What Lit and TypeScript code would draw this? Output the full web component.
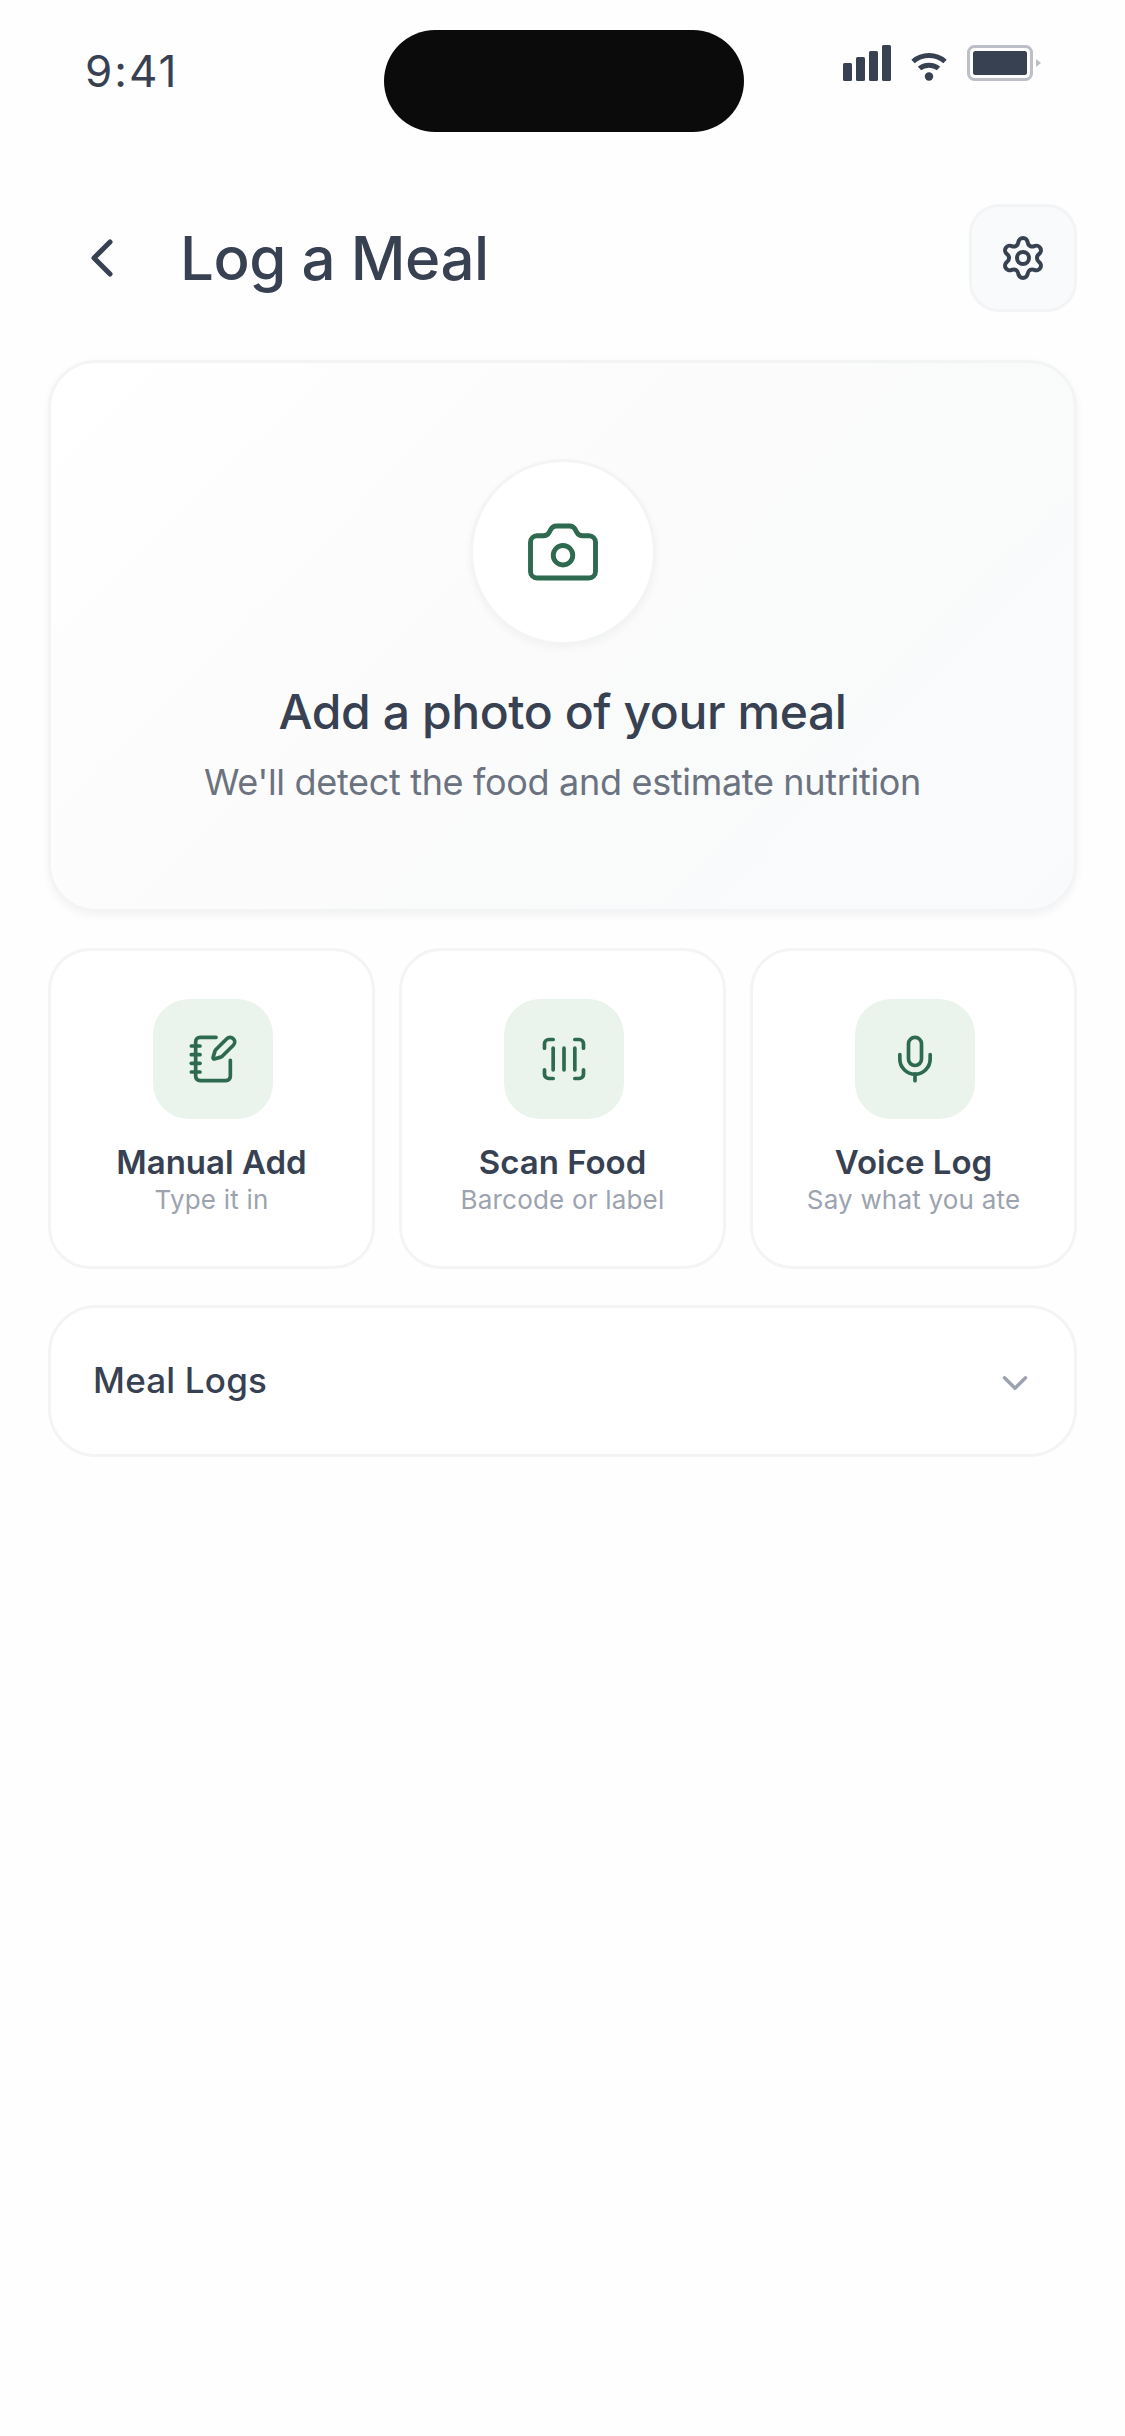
import { LitElement, html, css, svg } from "lit";
import { customElement } from "lit/decorators.js";

const icon = (size: number, stroke: number, body: unknown, cls = "") => html`<svg class=${cls} width=${size} height=${size} viewBox="0 0 24 24" fill="none" stroke="currentColor" stroke-width=${stroke} stroke-linecap="round" stroke-linejoin="round">${body}</svg>`;

const actions = [
  { title: "Manual Add", sub: "Type it in", icon: svg`<path d="M13.4 2H6a2 2 0 0 0-2 2v16a2 2 0 0 0 2 2h12a2 2 0 0 0 2-2v-7.4"/><path d="M2 6h4"/><path d="M2 10h4"/><path d="M2 14h4"/><path d="M2 18h4"/><path d="M21.378 5.626a1 1 0 1 0-3.004-3.004l-5.01 5.012a2 2 0 0 0-.506.854l-.837 2.87a.5.5 0 0 0 .62.62l2.87-.837a2 2 0 0 0 .854-.506z"/>` },
  { title: "Scan Food", sub: "Barcode or label", icon: svg`<path d="M3 7V5a2 2 0 0 1 2-2h2"/><path d="M17 3h2a2 2 0 0 1 2 2v2"/><path d="M21 17v2a2 2 0 0 1-2 2h-2"/><path d="M7 21H5a2 2 0 0 1-2-2v-2"/><path d="M7 7v10"/><path d="M12 7v10"/><path d="M17 7v10"/>` },
  { title: "Voice Log", sub: "Say what you ate", icon: svg`<path d="M12 19v3"/><path d="M19 10v2a7 7 0 0 1-14 0v-2"/><rect x="9" y="2" width="6" height="13" rx="3"/>` },
];

@customElement("app-root")
export class AppRoot extends LitElement {
  static styles = css`
    :host { display: block; width: 1125px; height: 2436px; background: #fefefe; color: #374151; font-family: Inter, "Liberation Sans", sans-serif; overflow: hidden; }
    .status { position: relative; height: 144px; padding: 0 84px 0 85px; display: flex; justify-content: space-between; align-items: flex-start; }
    .time { font-size: 44px; font-weight: 400; line-height: 54px; margin-top: 44px; letter-spacing: 2px; }
    .island { position: absolute; left: 384px; top: 30px; width: 360px; height: 102px; border-radius: 51px; background: #0b0b0b; }
    .status-icons { display: flex; align-items: flex-end; gap: 20px; margin-top: 45px; height: 36px; }
    .page { padding: 60px 48px 0; display: flex; flex-direction: column; }
    .header { display: flex; align-items: center; gap: 24px; height: 108px; margin-bottom: 48px; }
    .back { width: 108px; height: 108px; display: flex; align-items: center; justify-content: center; color: #374151; }
    h1 { flex: 1; margin: 0; font-size: 60px; font-weight: 500; line-height: 72px; letter-spacing: -0.45px; }
    .settings { width: 108px; height: 108px; box-sizing: border-box; border: 3px solid #f3f4f6; border-radius: 30px; background: #f9fafb; display: flex; align-items: center; justify-content: center; color: #374151; }
    .hero { box-sizing: border-box; height: 552px; border: 3px solid #f3f4f6; border-radius: 48px; background: linear-gradient(135deg, #ffffff 0%, #fafbfa 50%, #f8fafc 100%); box-shadow: 0 3px 9px rgba(0,0,0,0.05); display: flex; flex-direction: column; align-items: center; padding-top: 96px; margin-bottom: 36px; }
    .circle { width: 186px; height: 186px; flex: none; margin-left: 1px; box-sizing: border-box; border-radius: 50%; background: #fff; border: 3px solid #f3f4f6; box-shadow: 0 3px 9px rgba(0,0,0,0.04); display: flex; align-items: center; justify-content: center; color: #2d6a4f; }
    .circle svg { margin-top: 0; }
    .hero h2 { margin: 38px 0 0; font-size: 48px; font-weight: 500; line-height: 58px; letter-spacing: -0.4px; }
    .hero p { margin: 19px 0 0; font-size: 36px; font-weight: 400; line-height: 44px; letter-spacing: -0.32px; color: #6b7280; }
    .actions { display: grid; grid-template-columns: repeat(3, 1fr); gap: 24px; margin-bottom: 36px; }
    .action { box-sizing: border-box; height: 321px; border: 3px solid #f3f4f6; border-radius: 42px; background: #fff; display: flex; flex-direction: column; align-items: center; padding-top: 48px; }
    .tile { width: 120px; height: 120px; margin-left: 3px; border-radius: 36px; background: #eaf4ec; display: flex; align-items: center; justify-content: center; color: #2d6a4f; }
    .action-title { margin-top: 23px; font-size: 33px; font-weight: 600; line-height: 40px; }
    .action-sub { margin-top: 2px; font-size: 26px; font-weight: 400; line-height: 32px; letter-spacing: 0.2px; color: #9ca3af; }
    .logs { box-sizing: border-box; height: 152px; border: 3px solid #f3f4f6; border-radius: 48px; background: #fff; display: flex; align-items: center; justify-content: space-between; padding: 0 38px 0 42px; }
    .logs span { font-size: 35px; font-weight: 500; line-height: 42px; letter-spacing: 0.2px; margin-top: -2px; }
    .chev { color: #9ca3af; margin-top: 4px; }
  `;

  render() {
    return html`
      <div class="status">
        <span class="time">9:41</span>
        <div class="island"></div>
        <div class="status-icons">
          <svg width="48" height="36" viewBox="0 0 48 36" fill="#374151"><rect x="0" y="18" width="9" height="18" rx="1.5"/><rect x="13" y="12" width="9" height="24" rx="1.5"/><rect x="26" y="6" width="9" height="30" rx="1.5"/><rect x="39" y="0" width="9" height="36" rx="1.5"/></svg>
          <svg width="36" height="30" viewBox="0 0 36 30" fill="none" stroke="#374151" stroke-width="5"><path d="M2 10.5 C11 2.5 25 2.5 34 10.5"/><path d="M8.5 17.5 C13.5 13 22.5 13 27.5 17.5"/><circle cx="18" cy="25.5" r="4.2" fill="#374151" stroke="none"/></svg>
          <svg width="74" height="36" viewBox="0 0 74 36" fill="none"><rect x="1.5" y="1.5" width="63" height="33" rx="6" stroke="#bcc0c6" stroke-width="3"/><rect x="6" y="6" width="54" height="24" rx="2.5" fill="#374151"/><path d="M69 14 L74 18 L69 22 Z" fill="#bcc0c6"/></svg>
        </div>
      </div>
      <div class="page">
        <div class="header">
          <div class="back">${icon(64, 1.9, svg`<path d="m15 18-6-6 6-6"/>`)}</div>
          <h1>Log a Meal</h1>
          <div class="settings">${icon(48, 2, svg`<path d="M9.671 4.136a2.34 2.34 0 0 1 4.659 0 2.34 2.34 0 0 0 3.319 1.915 2.34 2.34 0 0 1 2.33 4.033 2.34 2.34 0 0 0 0 3.831 2.34 2.34 0 0 1-2.33 4.033 2.34 2.34 0 0 0-3.319 1.915 2.34 2.34 0 0 1-4.659 0 2.34 2.34 0 0 0-3.32-1.915 2.34 2.34 0 0 1-2.33-4.033 2.34 2.34 0 0 0 0-3.831A2.34 2.34 0 0 1 6.35 6.051a2.34 2.34 0 0 0 3.32-1.915"/><circle cx="12" cy="12" r="3"/>`)}</div>
        </div>
        <div class="hero">
          <div class="circle">${icon(78, 1.5, svg`<path d="M13.997 4a2 2 0 0 1 1.76 1.05l.486.9A2 2 0 0 0 18.003 7H20a2 2 0 0 1 2 2v9a2 2 0 0 1-2 2H4a2 2 0 0 1-2-2V9a2 2 0 0 1 2-2h1.997a2 2 0 0 0 1.759-1.048l.489-.904A2 2 0 0 1 10.004 4z"/><circle cx="12" cy="13" r="3"/>`)}</div>
          <h2>Add a photo of your meal</h2>
          <p>We'll detect the food and estimate nutrition</p>
        </div>
        <div class="actions">
          ${actions.map((a) => html`
            <div class="action">
              <div class="tile">${icon(52, 1.7, a.icon)}</div>
              <div class="action-title">${a.title}</div>
              <div class="action-sub">${a.sub}</div>
            </div>`)}
        </div>
        <div class="logs">
          <span>Meal Logs</span>
          ${icon(42, 2, svg`<path d="m6 9 6 6 6-6"/>`, "chev")}
        </div>
      </div>
    `;
  }
}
● ● ● ● ●
### AIM
Repeat the listing above exactly from its first line to the line containing "const icon = (size: number, stroke: number, body: unknown, cls", both included, and omit the pictures.

### FINAL RESULT
What Lit and TypeScript code would draw this? Output the full web component.
import { LitElement, html, css, svg } from "lit";
import { customElement } from "lit/decorators.js";

const icon = (size: number, stroke: number, body: unknown, cls = "") => html`<svg class=${cls} width=${size} height=${size} viewBox="0 0 24 24" fill="none" stroke="currentColor" stroke-width=${stroke} stroke-linecap="round" stroke-linejoin="round">${body}</svg>`;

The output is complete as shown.